Quem se abeira das veredas de seu chão nativo, e se abebera das fontes sertanejas, pisa na folha seca e não chia. Bebe nas cacimbas sagradas da cultura popular e rejuvenesce a cada nesga de lembrança que consegue resgatar das entranhas do cérebro ou das conversas com pessoas que estão sintonizadas com esse universo. É exatamente isso que você consegue com a sua poesia, com a sua prosa e, sobretudo, com as suas xilogravuras, tão ricas de detalhes e simbologia, tão comprometidas com esse chão sagrado em que nascemos e onde temos a graça de habitar. Até mesmo quando você reproduz uma cena bíblica, como a fuga da Sagrada Família para o Egito, eu consigo vislumbrar claramente as expressões nordestinas de um José Sertanejo, cambiteiro dos antigos engenhos de cana do Cariri cearense; de uma Maria dona-de-casa, acostumada a lavar roupa na Pedra da Batateira e outras nascentes da região e de um Menino Jesus amamentado com leite de cabra e mingau de araruta, com seus cueiros cheirando a sabão de oiticica e alfazema.

É a perfeita simbiose de Gustave Doré com Mestre Noza! O estilo impecável dos grandes gravadores europeus misturando-se com o traço inconfundível de Stênio Diniz, Damásio Paulo, Antônio Relojoeiro e Walderedo Gonçalves. Naturalmente que você tem o seu próprio estilo e não seria exagero afirmar que você já se projetou como um dos mestres da gravura do Cariri em matéria de estilo e rebuscamento, tornando-se um mestre no ofício que abraçou.

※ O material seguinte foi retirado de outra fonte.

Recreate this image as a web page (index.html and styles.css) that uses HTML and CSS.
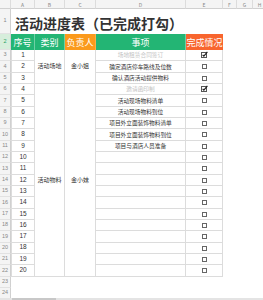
FILE: index.html
```html
<!DOCTYPE html>
<html lang="zh">
<head>
<meta charset="utf-8">
<title>活动进度表</title>
<link rel="stylesheet" href="styles.css">
</head>
<body>
<div class="sheet">
  <div class="corner"></div>
  <div class="ch">A</div><div class="ch">B</div><div class="ch">C</div><div class="ch">D</div><div class="ch">E</div><div class="ch">F</div><div class="ch">G</div><div class="ch">H</div>

  <div class="rh">1</div>
  <div class="title">活动进度表（已完成打勾）</div>

  <div class="rh sel">2</div>
  <div class="hd green">序号</div>
  <div class="hd green">类别</div>
  <div class="hd orange">负责人</div>
  <div class="hd green">事项</div>
  <div class="hd red">完成情况</div>
  <div class="rest"></div>

  <div class="rh">3</div><div class="c num">1</div>
  <div class="c merge m3">活动场地</div>
  <div class="c merge m3">金小姐</div>
  <div class="c task done">场地租赁合同签订</div><div class="c chk"><svg class="box" viewBox="0 0 7 7"><rect x="0.5" y="1.5" width="5" height="5" fill="none" stroke="#555"/><path d="M1.6 3.8 L2.9 5.1 L6.4 0.8" fill="none" stroke="#222" stroke-width="1.2"/></svg></div><div class="rest"></div>

  <div class="rh">4</div><div class="c num">2</div>
  <div class="c task">确定酒店停车路线及位数</div><div class="c chk"><span class="sq"></span></div><div class="rest"></div>

  <div class="rh">5</div><div class="c num">3</div>
  <div class="c task">确认酒店活动提供物料</div><div class="c chk"><span class="sq"></span></div><div class="rest"></div>

  <div class="rh">6</div><div class="c num">4</div>
  <div class="c merge m17">活动物料</div>
  <div class="c merge m17">金小妹</div>
  <div class="c task done">邀请函印制</div><div class="c chk"><svg class="box" viewBox="0 0 7 7"><rect x="0.5" y="1.5" width="5" height="5" fill="none" stroke="#555"/><path d="M1.6 3.8 L2.9 5.1 L6.4 0.8" fill="none" stroke="#222" stroke-width="1.2"/></svg></div><div class="rest"></div>

  <div class="rh">7</div><div class="c num">5</div>
  <div class="c task">活动现场物料清单</div><div class="c chk"><span class="sq"></span></div><div class="rest"></div>

  <div class="rh">8</div><div class="c num">6</div>
  <div class="c task">活动现场物料到位</div><div class="c chk"><span class="sq"></span></div><div class="rest"></div>

  <div class="rh">9</div><div class="c num">7</div>
  <div class="c task">项目外立面装饰物料清单</div><div class="c chk"><span class="sq"></span></div><div class="rest"></div>

  <div class="rh">10</div><div class="c num">8</div>
  <div class="c task">项目外立面装饰物料到位</div><div class="c chk"><span class="sq"></span></div><div class="rest"></div>

  <div class="rh">11</div><div class="c num">9</div>
  <div class="c task">项目与酒店人员准备</div><div class="c chk"><span class="sq"></span></div><div class="rest"></div>

  <div class="rh">12</div><div class="c num">10</div>
  <div class="c task"></div><div class="c chk"><span class="sq"></span></div><div class="rest"></div>

  <div class="rh">13</div><div class="c num">11</div>
  <div class="c task"></div><div class="c chk"><span class="sq"></span></div><div class="rest"></div>

  <div class="rh">14</div><div class="c num">12</div>
  <div class="c task"></div><div class="c chk"><span class="sq"></span></div><div class="rest"></div>

  <div class="rh">15</div><div class="c num">13</div>
  <div class="c task"></div><div class="c chk"><span class="sq"></span></div><div class="rest"></div>

  <div class="rh">16</div><div class="c num">14</div>
  <div class="c task"></div><div class="c chk"><span class="sq"></span></div><div class="rest"></div>

  <div class="rh">17</div><div class="c num">15</div>
  <div class="c task"></div><div class="c chk"><span class="sq"></span></div><div class="rest"></div>

  <div class="rh">18</div><div class="c num">16</div>
  <div class="c task"></div><div class="c chk"><span class="sq"></span></div><div class="rest"></div>

  <div class="rh">19</div><div class="c num">17</div>
  <div class="c task"></div><div class="c chk"><span class="sq"></span></div><div class="rest"></div>

  <div class="rh">20</div><div class="c num">18</div>
  <div class="c task"></div><div class="c chk"><span class="sq"></span></div><div class="rest"></div>

  <div class="rh">21</div><div class="c num">19</div>
  <div class="c task"></div><div class="c chk"><span class="sq"></span></div><div class="rest"></div>

  <div class="rh">22</div><div class="c num">20</div>
  <div class="c task"></div><div class="c chk"><span class="sq"></span></div><div class="rest"></div>

  <div class="rh">23</div><div class="empty"></div>
  <div class="rh">24</div><div class="empty"></div>
</div>
<div class="scrollbar"><span class="thumb"></span></div>
</body>
</html>
```
FILE: styles.css
```css
html, body {
  margin: 0;
  padding: 0;
  background: #fff;
  overflow: hidden;
  width: 263px;
  height: 300px;
}

body {
  font-family: "Noto Sans CJK SC", "Noto Sans", sans-serif;
  color: #333;
  position: relative;
}

.sheet {
  display: grid;
  width: 267px;
  grid-template-columns: 11px 24px 30px 31px 90px 37px 14px 16px 14px;
  grid-template-rows: 9px 25px 16px repeat(20, 11.333px) 11px 11px;
}

.corner,
.ch {
  background: #f4f4f4;
  border-right: 1px solid #dcdcdc;
  border-bottom: 1px solid #d0d0d0;
  box-sizing: border-box;
}

.ch {
  font-size: 5px;
  color: #888;
  display: flex;
  align-items: center;
  justify-content: center;
  line-height: 1;
}

.rh {
  grid-column: 1;
  background: #f4f4f4;
  border-right: 1px solid #d0d0d0;
  border-bottom: 1px solid #e2e2e2;
  box-sizing: border-box;
  font-family: "Liberation Sans", sans-serif;
  font-size: 5.5px;
  color: #888;
  display: flex;
  align-items: center;
  justify-content: center;
  line-height: 1;
}

.rh.sel {
  background: #d7eedc;
  color: #1f9e5c;
}

.title {
  grid-column: 2 / span 8;
  font-size: 14px;
  font-weight: 700;
  color: #333;
  display: flex;
  align-items: center;
  padding-left: 4px;
  padding-top: 2px;
  line-height: 1;
  white-space: nowrap;
}

.hd {
  color: #fff;
  font-size: 9px;
  line-height: 1;
  display: flex;
  align-items: center;
  justify-content: center;
  border-right: 1px solid rgba(255, 255, 255, 0.35);
  box-sizing: border-box;
  white-space: nowrap;
}

.hd.green { background: #23b574; }
.hd.orange { background: #fb9a1c; border-right-color: rgba(255,255,255,0.2); }
.hd.red { background: #f8652e; border-right: 0; }

.rest {
  grid-column: span 4;
}

.empty {
  grid-column: 2 / span 9;
}

.c {
  border-right: 1px solid #dcdcdc;
  border-bottom: 1px solid #dcdcdc;
  box-sizing: border-box;
  display: flex;
  align-items: center;
  justify-content: center;
  line-height: 1;
  white-space: nowrap;
  overflow: hidden;
}

.num {
  border-left: 1px solid #dcdcdc;
  font-family: "Liberation Sans", sans-serif;
  font-size: 6.5px;
  color: #333;
}

.merge {
  font-size: 6px;
  color: #333;
}

.m3 { grid-row: span 3; }
.m17 { grid-row: span 17; }

.task {
  font-size: 5.7px;
  color: #333;
}

.task.done {
  color: #c4c4c4;
}

.box {
  width: 7px;
  height: 7px;
  margin-left: 1px;
  margin-top: -1px;
}

.sq {
  width: 5px;
  height: 5px;
  border: 1px solid #666;
  box-sizing: border-box;
  margin-top: 1px;
}

.scrollbar {
  position: absolute;
  left: 0;
  right: 0;
  bottom: 0;
  height: 2px;
  background: #e4e4e4;
}

.thumb {
  display: block;
  margin-left: 12px;
  width: 44px;
  height: 2px;
  background: #c8c8c8;
}
```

Do Maércio poeta e prosador eu não me aventuro a traçar um perfil, embora já tenha saboreado alguns de seus escritos. É que não tenho a pretensão de ser crítico literário, porém, como leitor, asseguro que gostei, aprovei e recomendo. É uma escrita que tem o mesmo sabor de uma rapadura batida ou de um arroz temperado com piqui.